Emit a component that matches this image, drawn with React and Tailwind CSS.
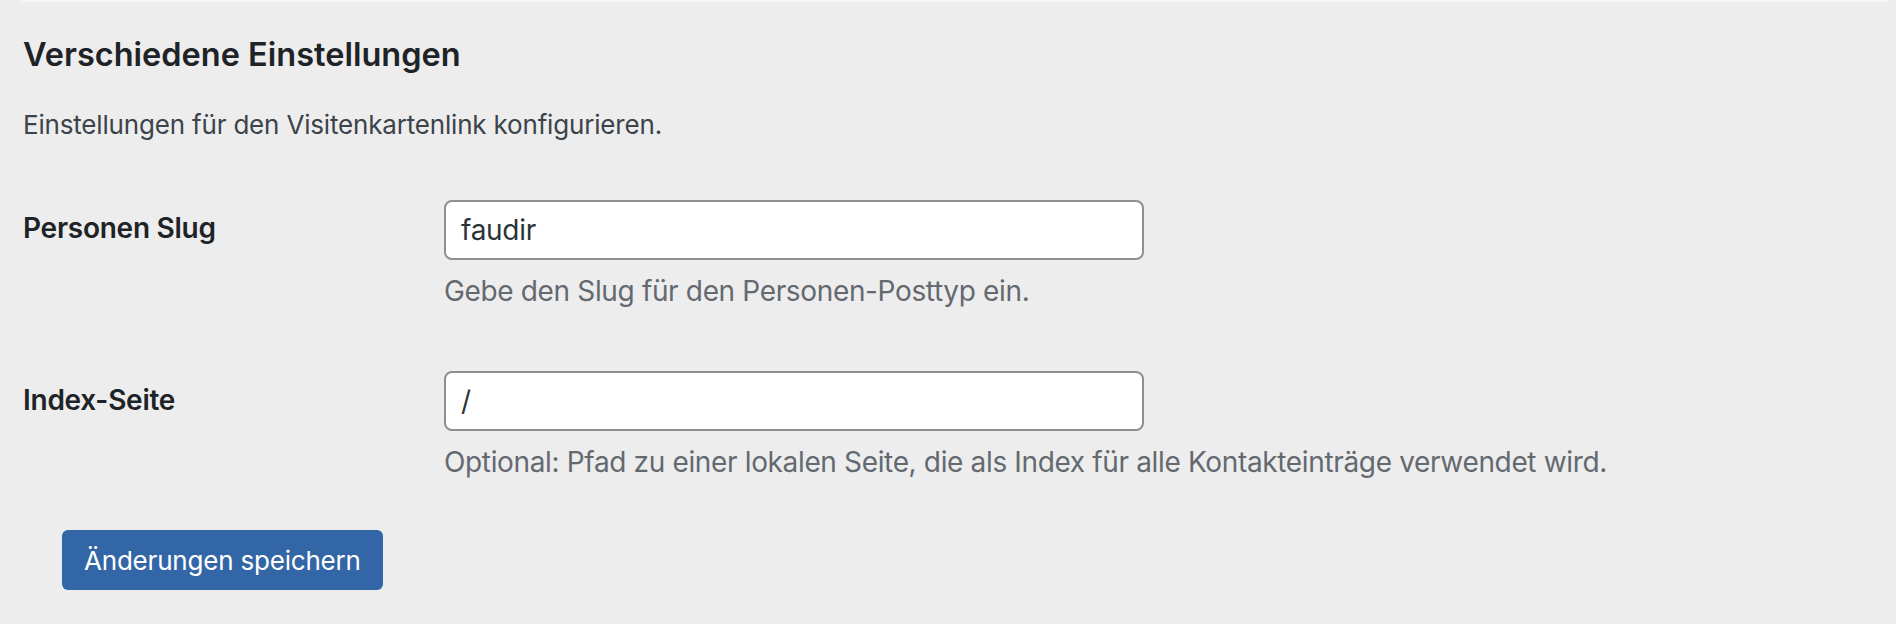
export default function App() {
  return (
    <div className="min-h-screen w-full bg-[#ededed] font-['Inter','Liberation_Sans',sans-serif]">
      {/* bottom edge of the box above */}
      <div className="ml-[22px] mr-[8px] h-[2px] bg-[#f6f6f6]" />

      <div className="pl-[23px]">
        <h2 className="mt-[31px] text-[32.5px] leading-[44px] font-semibold text-[#1d2327]">
          Verschiedene Einstellungen
        </h2>
        <p className="mt-[28px] text-[26px] leading-[40px] tracking-[-0.18px] text-[#3c434a]">
          Einstellungen für den Visitenkartenlink konfigurieren.
        </p>

        {/* Personen Slug */}
        <div className="mt-[55px] flex">
          <label className="w-[421px] shrink-0 pt-[10px] text-[28px] leading-[36px] font-semibold tracking-[-0.25px] text-[#1d2327]">
            Personen Slug
          </label>
          <div>
            <input
              type="text"
              defaultValue="faudir"
              className="block h-[60px] w-[700px] rounded-[8px] border-2 border-[#8c8f94] bg-white px-[15px] text-[28px] tracking-[-0.3px] text-[#2c3338] outline-none"
            />
            <p className="mt-[10px] text-[28px] leading-[42px] tracking-[-0.35px] text-[#646970]">
              Gebe den Slug für den Personen-Posttyp ein.
            </p>
          </div>
        </div>

        {/* Index-Seite */}
        <div className="mt-[59px] flex">
          <label className="w-[421px] shrink-0 pt-[11px] text-[28px] leading-[36px] font-semibold tracking-[-0.25px] text-[#1d2327]">
            Index-Seite
          </label>
          <div>
            <input
              type="text"
              defaultValue="/"
              className="block h-[60px] w-[700px] rounded-[8px] border-2 border-[#8c8f94] bg-white px-[15px] text-[28px] text-[#2c3338] outline-none"
            />
            <p className="mt-[10px] text-[28px] leading-[42px] tracking-[-0.35px] text-[#646970]">
              Optional: Pfad zu einer lokalen Seite, die als Index für alle Kontakteinträge verwendet wird.
            </p>
          </div>
        </div>

        <button className="mt-[47px] ml-[39px] h-[60px] rounded-[6px] bg-[#3366a6] px-[22px] text-[26px] tracking-[-0.2px] text-white">
          Änderungen speichern
        </button>
      </div>
    </div>
  );
}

WHAT TO WORK ON: Go through the listing above and write it all out exactly, leaving out any picture.

RESPONSE BELOW:
Emit a component that matches this image, drawn with React and Tailwind CSS.
export default function App() {
  return (
    <div className="min-h-screen w-full bg-[#ededed] font-['Inter','Liberation_Sans',sans-serif]">
      {/* bottom edge of the box above */}
      <div className="ml-[22px] mr-[8px] h-[2px] bg-[#f6f6f6]" />

      <div className="pl-[23px]">
        <h2 className="mt-[31px] text-[32.5px] leading-[44px] font-semibold text-[#1d2327]">
          Verschiedene Einstellungen
        </h2>
        <p className="mt-[28px] text-[26px] leading-[40px] tracking-[-0.18px] text-[#3c434a]">
          Einstellungen für den Visitenkartenlink konfigurieren.
        </p>

        {/* Personen Slug */}
        <div className="mt-[55px] flex">
          <label className="w-[421px] shrink-0 pt-[10px] text-[28px] leading-[36px] font-semibold tracking-[-0.25px] text-[#1d2327]">
            Personen Slug
          </label>
          <div>
            <input
              type="text"
              defaultValue="faudir"
              className="block h-[60px] w-[700px] rounded-[8px] border-2 border-[#8c8f94] bg-white px-[15px] text-[28px] tracking-[-0.3px] text-[#2c3338] outline-none"
            />
            <p className="mt-[10px] text-[28px] leading-[42px] tracking-[-0.35px] text-[#646970]">
              Gebe den Slug für den Personen-Posttyp ein.
            </p>
          </div>
        </div>

        {/* Index-Seite */}
        <div className="mt-[59px] flex">
          <label className="w-[421px] shrink-0 pt-[11px] text-[28px] leading-[36px] font-semibold tracking-[-0.25px] text-[#1d2327]">
            Index-Seite
          </label>
          <div>
            <input
              type="text"
              defaultValue="/"
              className="block h-[60px] w-[700px] rounded-[8px] border-2 border-[#8c8f94] bg-white px-[15px] text-[28px] text-[#2c3338] outline-none"
            />
            <p className="mt-[10px] text-[28px] leading-[42px] tracking-[-0.35px] text-[#646970]">
              Optional: Pfad zu einer lokalen Seite, die als Index für alle Kontakteinträge verwendet wird.
            </p>
          </div>
        </div>

        <button className="mt-[47px] ml-[39px] h-[60px] rounded-[6px] bg-[#3366a6] px-[22px] text-[26px] tracking-[-0.2px] text-white">
          Änderungen speichern
        </button>
      </div>
    </div>
  );
}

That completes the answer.